Field Report
Walnut Creek 20/Nov/04 — Highs and lows in the rugged terrian around Mount Diablo. I took a new job in San Ramon, which is known for being a nice, quietly dead town. Fifteen miles up the road is Walnut Creek, where Yayoi and I have selected an apartment very close to the BART.
When Yayoi came out, everything was beautiful. I rented a car from Thrifty but they cajoled me in to spending a little extra for a convertible. Normally, I might frown at the excess, but what better way to welcome my new bride to California? She has school and can not join me out here ’til December, but she was able to spend a few days out here. The first two days I had to work, and she trudged around Walnut Creek in the rain evaluating housing options. On the weekend it cleared up and we decided on a two bedroom place with a pool and a hot-tub for the modest rent of $1200.
Then, as the sun was shining on the newly verdant hills, and the leaves were turning colors, we hopped in the convertible and drove to the top of Mount Diablo. We surveyed the land as man has surveyed this territory for hundreds of years, if not more, from the tallest peak in the land. It was quite the honeymoon, for it is about a week after we were married that I had landed this job in California.
I haven’t had much time for the Internet lately. At work, I have much bandwidth, but I have a sophisticated environment to learn from the guy I am replacing. We are cut from very similar cloth, in terms of technology preference, age, and cultural inclinations. I am taking over an environment that is very similar to something I would have built — a lot of the pieces I have used before, but it is one thing to know the pieces, and quite another to understand what has been composed of them. It is a formidable task, but I am uniquely suited to it.
One difference between my predecessor and I is that he prefers to work in a cave-like environment. Whereas now that he has handed over the office to me, the shades are drawn upon a beautiful view of Mount Diablo. It is more impressive then the view of Mount Diablo from our apartment in Walnut Creek, which helped us pick the place. Yayoi says that since she spends a lot of time studying at home, it is favorable to have a nice view.
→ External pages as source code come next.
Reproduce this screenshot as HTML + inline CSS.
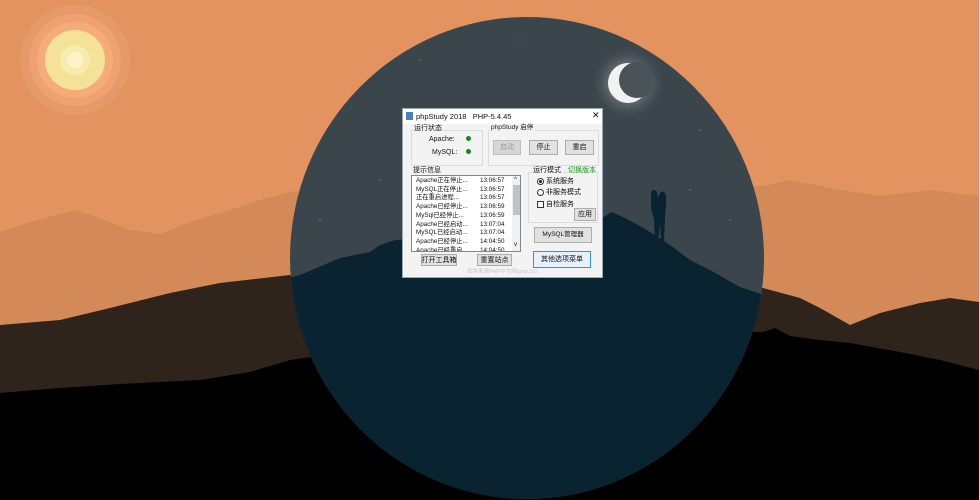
<!DOCTYPE html>
<html><head><meta charset="utf-8"><style>
*{margin:0;padding:0;box-sizing:border-box}
body{width:979px;height:500px;overflow:hidden;background:#e3935f;position:relative;font-family:"Liberation Sans","Noto Sans CJK SC",sans-serif}
.a{position:absolute}
#dlg{left:402px;top:108px;width:201px;height:170px;background:#f3f3f3;border:1px solid #9aa7b5;font-size:7px;color:#111;overflow:hidden}
#dlg .a{white-space:nowrap;line-height:1}
.grp{border:1px solid #dcdcdc}
.btn{background:#e1e1e1;border:1px solid #adadad;text-align:center;font-size:7px;display:flex;align-items:center;justify-content:center}
.row{position:absolute;left:4px;font-size:6.3px;white-space:nowrap}
.row span{position:absolute;left:64px}
</style></head><body>
<svg class="a" style="left:0;top:0" width="979" height="500">
<defs>
<clipPath id="c"><ellipse cx="527" cy="258" rx="237" ry="241"/></clipPath>
<radialGradient id="mg"><stop offset="0.35" stop-color="#7d858a"/><stop offset="1" stop-color="#3b464c" stop-opacity="0"/></radialGradient>
</defs>
<circle cx="75" cy="60" r="55" fill="#e69a69"/>
<circle cx="75" cy="60" r="46" fill="#eea271"/>
<circle cx="75" cy="60" r="38" fill="#f5ab7a"/>
<circle cx="75" cy="60" r="30" fill="#f3e297"/>
<circle cx="75" cy="60" r="15" fill="#f6ecae"/>
<circle cx="75" cy="60" r="8" fill="#faf4c8"/>
<polygon fill="#d48a58" points="0,232 30,222 75,210 100,218 130,230 160,234 190,222 230,210 260,200 290,192 500,180 763,186 790,180 830,188 880,196 930,190 979,196 979,500 0,500"/>
<polygon fill="#2f241c" points="0,325 60,320 110,308 170,293 220,283 290,275 500,260 763,288 800,298 820,308 850,325 880,313 920,303 950,298 979,302 979,500 0,500"/>
<polygon fill="#000" points="0,393 60,388 120,384 200,380 250,372 290,360 500,330 763,332 775,328 790,336 820,340 850,343 900,352 940,360 979,370 979,500 0,500"/>
<g clip-path="url(#c)">
<rect x="280" y="0" width="500" height="500" fill="#3b464c"/>
<circle cx="628" cy="83" r="38" fill="url(#mg)"/>
<circle cx="628" cy="83" r="20" fill="#f2f2f2"/>
<circle cx="637" cy="80" r="18" fill="#4a5357"/>
<polygon fill="#0a2331" points="280,280 300,275 340,258 370,252 380,245 395,240 420,238 500,240 560,235 590,225 612,212 625,218 640,226 655,235 670,245 690,260 710,270 740,287 770,297 780,300 780,500 280,500"/>
<path fill="#0a2331" d="M651,192 q3,-4 6,0 l1,6 q2,-8 6,-6 q3,2 2,12 l-1,14 l-1,24 h-3 l-1,-18 l-2,18 h-3 l-1,-22 l-3,-12 z"/>
<g fill="#8d969b"><circle cx="340" cy="100" r=".6"/><circle cx="420" cy="60" r=".6"/><circle cx="470" cy="140" r=".6"/><circle cx="520" cy="40" r=".6"/><circle cx="560" cy="110" r=".6"/><circle cx="700" cy="130" r=".6"/><circle cx="690" cy="190" r=".6"/><circle cx="380" cy="180" r=".6"/><circle cx="600" cy="160" r=".6"/><circle cx="730" cy="220" r=".6"/><circle cx="320" cy="220" r=".6"/></g>
</g>
</svg>
<div id="dlg" class="a">
 <div class="a" style="left:0;top:0;width:201px;height:15px;background:#fff"></div>
 <div class="a" style="left:3px;top:3px;width:7px;height:8px;background:#4a7fb8"></div>
 <div class="a" style="left:13px;top:4px;font-size:7.5px">phpStudy 2018&nbsp;&nbsp;&nbsp;PHP-5.4.45</div>
 <div class="a" style="left:189px;top:2px;font-size:9px">✕</div>
 <div class="a grp" style="left:8px;top:21px;width:72px;height:36px"></div>
 <div class="a" style="left:10px;top:16px;background:#f3f3f3;padding:0 1px">运行状态</div>
 <div class="a" style="left:26px;top:27px">Apache:</div>
 <div class="a" style="left:63px;top:27px;width:5px;height:5px;border-radius:50%;background:#118a1a"></div>
 <div class="a" style="left:29px;top:40px">MySQL:</div>
 <div class="a" style="left:63px;top:40px;width:5px;height:5px;border-radius:50%;background:#118a1a"></div>
 <div class="a grp" style="left:85px;top:21px;width:111px;height:36px"></div>
 <div class="a" style="left:87px;top:16px;background:#f3f3f3;padding:0 1px;font-size:6.5px">phpStudy 启停</div>
 <div class="a btn" style="left:90px;top:31px;width:28px;height:15px;color:#9a9a9a;background:#d6d6d6;border-color:#bfbfbf">启动</div>
 <div class="a btn" style="left:126px;top:31px;width:29px;height:15px">停止</div>
 <div class="a btn" style="left:162px;top:31px;width:29px;height:15px">重启</div>
 <div class="a" style="left:10px;top:58px">提示信息</div>
 <div class="a" style="left:8px;top:66px;width:110px;height:77px;background:#fff;border:1px solid #828790;overflow:hidden">
  <div class="row" style="top:2px">Apache正在停止...<span>13:06:57</span></div>
  <div class="row" style="top:10.7px">MySQL正在停止...<span>13:06:57</span></div>
  <div class="row" style="top:19.4px">正在重启进程...<span>13:06:57</span></div>
  <div class="row" style="top:28.1px">Apache已经停止...<span>13:06:59</span></div>
  <div class="row" style="top:36.8px">MySql已经停止...<span>13:06:59</span></div>
  <div class="row" style="top:45.5px">Apache已经启动...<span>13:07:04</span></div>
  <div class="row" style="top:54.2px">MySQL已经启动...<span>13:07:04</span></div>
  <div class="row" style="top:62.9px">Apache已经停止...<span>14:04:50</span></div>
  <div class="row" style="top:71.6px">Apache已经重启...<span>14:04:50</span></div>
  <div class="a" style="left:100px;top:0;width:9px;height:75px;background:#f0f0f0"></div>
  <div class="a" style="left:101px;top:9px;width:7px;height:30px;background:#c2c2c2"></div>
  <div class="a" style="left:102px;top:1px;font-size:6px">^</div>
  <div class="a" style="left:102px;top:66px;font-size:6px">v</div>
 </div>
 <div class="a btn" style="left:18px;top:145px;width:36px;height:12px">打开工具箱</div>
 <div class="a btn" style="left:74px;top:145px;width:35px;height:12px">重置站点</div>
 <div class="a grp" style="left:125px;top:63px;width:70px;height:51px"></div>
 <div class="a" style="left:129px;top:58px;background:#f3f3f3;padding:0 1px">运行模式</div>
 <div class="a" style="left:165px;top:58px;color:#1a9a1a">切换版本</div>
 <div class="a" style="left:134px;top:69px;width:7px;height:7px;border:1px solid #333;border-radius:50%;background:#fff"></div>
 <div class="a" style="left:136px;top:71px;width:3px;height:3px;border-radius:50%;background:#222"></div>
 <div class="a" style="left:143px;top:69px">系统服务</div>
 <div class="a" style="left:134px;top:80px;width:7px;height:7px;border:1px solid #333;border-radius:50%;background:#fff"></div>
 <div class="a" style="left:143px;top:80px">非服务模式</div>
 <div class="a" style="left:134px;top:92px;width:7px;height:7px;border:1px solid #333;background:#fff"></div>
 <div class="a" style="left:143px;top:92px">自检服务</div>
 <div class="a btn" style="left:171px;top:99px;width:22px;height:13px">应用</div>
 <div class="a btn" style="left:131px;top:118px;width:58px;height:16px;font-size:6.5px">MySQL管理器</div>
 <div class="a btn" style="left:130px;top:142px;width:58px;height:17px;border-color:#3c8fd8;background:#e5f1fb">其他选项菜单</div>
 <div class="a" style="left:64px;top:161px;color:#c6c6c6;font-size:5.5px">软件来源PHP中文网(php.cn)</div>
</div>
</body></html>
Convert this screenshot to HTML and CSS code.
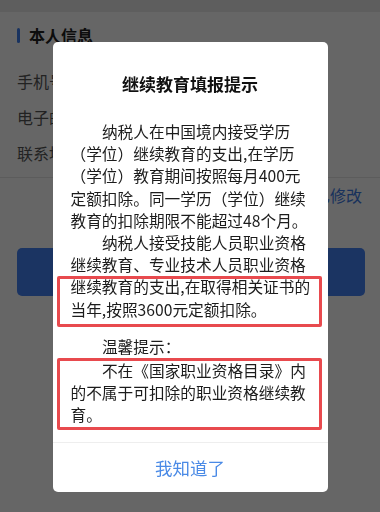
FILE: index.html
```html
<!DOCTYPE html>
<html lang="zh-CN">
<head>
  <meta charset="UTF-8">
  <meta name="viewport" content="width=device-width, initial-scale=1.0">
  <title>本人信息</title>
  <link rel="stylesheet" href="styles.css">
</head>
<body>

  <div class="page">
    <div class="topbar"></div>
    <div class="section-title">本人信息</div>
    <div class="info-list">
      <div class="info-row">手机号码</div>
      <div class="info-row">电子邮箱</div>
      <div class="info-row">联系地址</div>
    </div>
    <div class="edit-row"><span class="edit-link">已修改</span></div>
    <button class="submit-btn" type="button"></button>
  </div>

  <div class="mask">
    <div class="dialog">
      <div class="dialog-title">继续教育填报提示</div>
      <div class="dialog-body">
        <p class="para indent">纳税人在中国境内接受学历（学位）继续教育的支出,在学历（学位）教育期间按照每月400元定额扣除。同一学历（学位）继续教育的扣除期限不能超过48个月。</p>
        <p class="para indent">纳税人接受技能人员职业资格继续教育、专业技术人员职业资格</p>
        <p class="para mark mark-first">继续教育的支出,在取得相关证书的当年,按照3600元定额扣除。</p>
        <p class="para indent tip">温馨提示：</p>
        <p class="para indent mark mark-last">不在《国家职业资格目录》内的不属于可扣除的职业资格继续教育。</p>
      </div>
      <div class="dialog-footer">我知道了</div>
    </div>
  </div>

</body>
</html>
```

FILE: styles.css
```css
html, body {
  margin: 0;
  padding: 0;
}

body {
  width: 380px;
  height: 512px;
  overflow: hidden;
  background-color: #fff;
  font-family: "Noto Sans CJK SC", "Noto Sans", sans-serif;
  color: #333;
}

.topbar {
  height: 12px;
  background-color: #ececec;
}

.section-title {
  display: flex;
  align-items: center;
  margin: 11px 0 0 17px;
  height: 24px;
  font-size: 16px;
  font-weight: bold;
  color: #222;
}

.section-title::before {
  content: "";
  width: 3px;
  height: 15px;
  margin-right: 9px;
  border-radius: 2px;
  background-color: #3f7ff0;
}

.info-list {
  margin-top: 16px;
  border-bottom: 1px solid #e6e6e6;
  padding-bottom: 6px;
}

.info-row {
  height: 36px;
  line-height: 36px;
  padding-left: 17px;
  font-size: 16px;
  color: #555;
}

.edit-row {
  display: flex;
  justify-content: flex-end;
  padding: 5px 18px 0 0;
  height: 25px;
  line-height: 24px;
}

.edit-link {
  font-size: 16px;
  color: #3d7be6;
}

.submit-btn {
  display: block;
  width: 348px;
  height: 48px;
  margin: 40px 0 0 17px;
  border: none;
  border-radius: 5px;
  background-color: #4482f5;
}

.mask {
  position: fixed;
  top: 0;
  left: 0;
  width: 380px;
  height: 512px;
  background-color: rgba(0, 0, 0, 0.6);
  display: flex;
  justify-content: center;
  align-items: flex-start;
  padding-top: 42px;
  box-sizing: border-box;
}

.dialog {
  width: 275px;
  background-color: #fff;
  border-radius: 5px;
  overflow: hidden;
}

.dialog-title {
  padding-top: 30px;
  height: 24px;
  line-height: 24px;
  text-align: center;
  font-size: 17px;
  font-weight: bold;
  color: #111;
}

.dialog-body {
  margin-top: 25px;
  padding: 0 6px 12px 4px;
}

.para {
  margin: 0;
  padding: 0 7px 0 14px;
  font-size: 15.7px;
  line-height: 22.2px;
  color: #1c1c1c;
}

.indent {
  text-indent: 2em;
}

.mark {
  outline: 3px solid #e84a4e;
  outline-offset: -3px;
  border-radius: 2px;
}

.mark-first {
  padding-bottom: 6px;
}

.tip {
  margin-top: 9px;
}

.mark-last {
  padding-top: 2px;
  padding-bottom: 3px;
}

.dialog-footer {
  height: 49px;
  line-height: 49px;
  border-top: 1px solid #eee;
  text-align: center;
  font-size: 17.5px;
  color: #4a8ae6;
}
```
But the apartment has been more frustrating than not. They haven’t fixed any of the glitches — I’ll write up a formal request once I get some free time at work — it has taken them all week to get the maintenance guy to take a crack at wiring the phone jacks, which he did wrong, concluding that I have to call Pacific Bell to activate dialtone on the line. Well, that should happen today — they can activate from the CO. I re-wired the jacks and I only hope the maintenance guy at least knew enough to try and incorrectly wire the correct pair. (There are six pairs in the wall, and I am on orange-white.)
Meanwhile, I have 6Mb DSL coming from Speakeasy, courtesy work. They sent a self-install kit, which was received by the building office on Thursday. Except that they don’t have the package. She tried blaming UPS. I called UPS and then I dropped by this coffee shop and payed a few bucks to use their wireless . . . the package was indeed delivered on Thursday, so I’ll have to go back there and give them a polite hard time about it.
The DSL installer will be by on Tuesday. I am wondering if I’ll have DSL before I manage to get the local telephone service. At any rate, I need Internet access at home, not merely for my own geek lifestyle, but because I’m on-call with my employer. Why else would they give me such insane bandwidth?
But it is nice to get out of the house. Here at the cafe I got not only a cappucino, a pain-au-chocolate, and some Internet access, but I had an opportunity to quietly admire a cute, too-young-for-me woman who wore white tights with the hem on the back of the leg, tracing the way up to her short, white skirt, which she used to quietly brag at me about her deliciously beefy thighs. It is the sexiest thing I’ve seen since I had Yayoi with me, and a nice break from my recently monkish existence.
Today is Saturday. I did the laundry yesterday, so what else to do today? Time to head home, try and call some old friends, and hopefully ride the BART somewhere more interesting than Walnut Creek, which is a decent town, but as a co-worker confessed to me on Thursday, a little too “soccer mom.”